His Honour expressly eschewed the application to the Federal Court Rules of the "inflexibility of the practice in England" and said:

"The discretion being reposed in the court, it is inevitable that it be exercised in favour of a company where there is sufficient reason. According to the strength of the case made as to the existence of such reason, so the weight to be given to the consideration that the court might lack qualified legal assistance, will decline." (at 74)

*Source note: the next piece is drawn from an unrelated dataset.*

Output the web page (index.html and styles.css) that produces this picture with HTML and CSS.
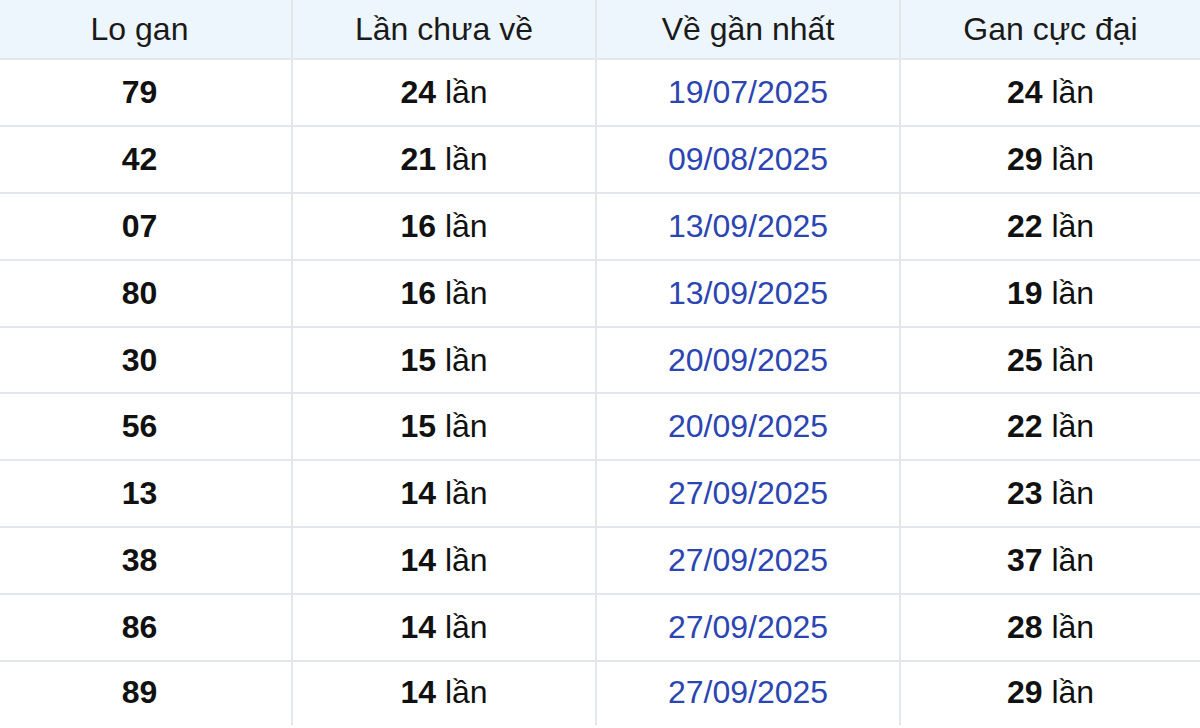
FILE: index.html
```html
<!DOCTYPE html>
<html lang="vi">
<head>
<meta charset="utf-8">
<title>Lo gan</title>
<link rel="stylesheet" href="styles.css">
</head>
<body>
<table class="gan-table">
  <colgroup>
    <col class="c1"><col class="c2"><col class="c3"><col class="c4">
  </colgroup>
  <thead>
    <tr><th>Lo gan</th><th>Lần chưa về</th><th>Về gần nhất</th><th>Gan cực đại</th></tr>
  </thead>
  <tbody>
    <tr><td><b>79</b></td><td><b>24</b> lần</td><td class="date">19/07/2025</td><td><b>24</b> lần</td></tr>
    <tr><td><b>42</b></td><td><b>21</b> lần</td><td class="date">09/08/2025</td><td><b>29</b> lần</td></tr>
    <tr><td><b>07</b></td><td><b>16</b> lần</td><td class="date">13/09/2025</td><td><b>22</b> lần</td></tr>
    <tr><td><b>80</b></td><td><b>16</b> lần</td><td class="date">13/09/2025</td><td><b>19</b> lần</td></tr>
    <tr><td><b>30</b></td><td><b>15</b> lần</td><td class="date">20/09/2025</td><td><b>25</b> lần</td></tr>
    <tr><td><b>56</b></td><td><b>15</b> lần</td><td class="date">20/09/2025</td><td><b>22</b> lần</td></tr>
    <tr><td><b>13</b></td><td><b>14</b> lần</td><td class="date">27/09/2025</td><td><b>23</b> lần</td></tr>
    <tr><td><b>38</b></td><td><b>14</b> lần</td><td class="date">27/09/2025</td><td><b>37</b> lần</td></tr>
    <tr><td><b>86</b></td><td><b>14</b> lần</td><td class="date">27/09/2025</td><td><b>28</b> lần</td></tr>
    <tr><td><b>89</b></td><td><b>14</b> lần</td><td class="date">27/09/2025</td><td><b>29</b> lần</td></tr>
  </tbody>
</table>
</body>
</html>
```
FILE: styles.css
```css
html, body {
  margin: 0;
  padding: 0;
  background: #ffffff;
  overflow: hidden;
}
body {
  font-family: "Liberation Sans", Arial, sans-serif;
  color: #111111;
}
.gan-table {
  border-collapse: collapse;
  table-layout: fixed;
  width: 1212px;
  margin-left: -12px;
  font-size: 32px;
}
.gan-table .c1,
.gan-table .c2,
.gan-table .c3 {
  width: 304px;
}
.gan-table .c4 {
  width: 300px;
}
.gan-table th,
.gan-table td {
  text-align: center;
  vertical-align: middle;
  padding: 0;
  border-left: 2px solid #e3e6ea;
  border-bottom: 2px solid #e3e6ea;
}
.gan-table th:first-child,
.gan-table td:first-child {
  border-left: none;
}
.gan-table th {
  height: 58px;
  background: #eef6fd;
  font-weight: normal;
  color: #1a1a1a;
}
.gan-table td {
  height: 64.9px;
}
.gan-table tbody tr:last-child td {
  border-bottom: none;
  height: 61px;
  padding-bottom: 2px;
}
.gan-table b {
  font-weight: bold;
  color: #111111;
}
.gan-table .date {
  color: #2b45b2;
}
```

It was clear from the judgment that his Honour was prepared to consider under the rubric of "sufficient reason" such factors as actual financial incapacity, and the financial difficulties created by diversion to paying legal expenses of funds which might be necessary to meet wider commitments of a company. Factors relevant to the exercise of the discretion to give leave would include the class of company involved, the nature of its undertaking, its financial structure, its ability to retain and pay its staff, the identity of its shareholders and the spread of the shareholding. The fact that a company is the alter ego of a single person who has advantageous educational and technical qualifications might also be important (at 75). Sweeney J did not elaborate upon the principles regulating the discretion but dealt with the case on the basis that the Full Court should not interfere with the discretion of the trial judge. Keely J, who dissented in the result, nevertheless agreed with Smithers J that the discretion was to be "exercised judicially according to the requirements of justice and that it must be exercised in favour of a company where there is sufficient reason". He agreed that "leave should be granted where, having regard to the necessary or reasonable commitments of the company, the appropriate of funds to engage legal practitioners for the litigation in question would create financial difficulties with the company could not - or with which it ought not to be required to - cope and that in this connection the ability of the company to retain and pay its staff may well be relevant" (at 80).


The Present Case
16. In the present case I am not persuaded that leave should be given to Simto to proceed other than by a solicitor. In so concluding, I take into account the following matters. Simto is one of a group of companies related by the family connections of their various directors and interlocking trusts. Its principal shareholder is apparently deriving income from earthmoving work and has supported the proceedings for some time. The principal beneficiaries of the action are Simto Pty Ltd as Trustee of the Simto Australia Unit Trust, which is owned in excess of $1 million by Simto, and Zurich Bay Holdings Pty Ltd. It has not been demonstrated that the latter company is unable to afford to fund legal representations for Simto albeit on a reduced basis of junior counsel and instructing solicitor.

  1. Simto's evidence in support of the motion is surprisingly spare of detail having regard to the importance of the action it seeks to continue. This rather casual approach must be considered along with evidence of a remarkable lack of preparation for the action. There is evidence to suggest that the action may be being kept alive in order to pressure Normandy into a settlement. It is also a relevant factor that the proceedings involved complex and difficult questions of fact and law and will be hard fought by Normandy. Mr Caruso, who seeks to represent the company, has no apparent relevant experience or expertise which would assist in the presentation of his company's case. He will himself be the company's principal witness. In my opinion, the presentation and management of the litigation will be virtually unworkable and certainly protracted if the company does not proceed using solicitors and counsel.

  2. In conclusion, I am not satisfied that it has been shown that there is sufficient reason to grant the leave sought. I am satisfied moreover that there is good reason why it should not be granted. I am prepared however to grant leave for the limited purpose of allowing the company to resist a motion for judgment on the basis of its non-compliance with the Court's orders. If the company fails to arrange representation, however, that leave may become academic.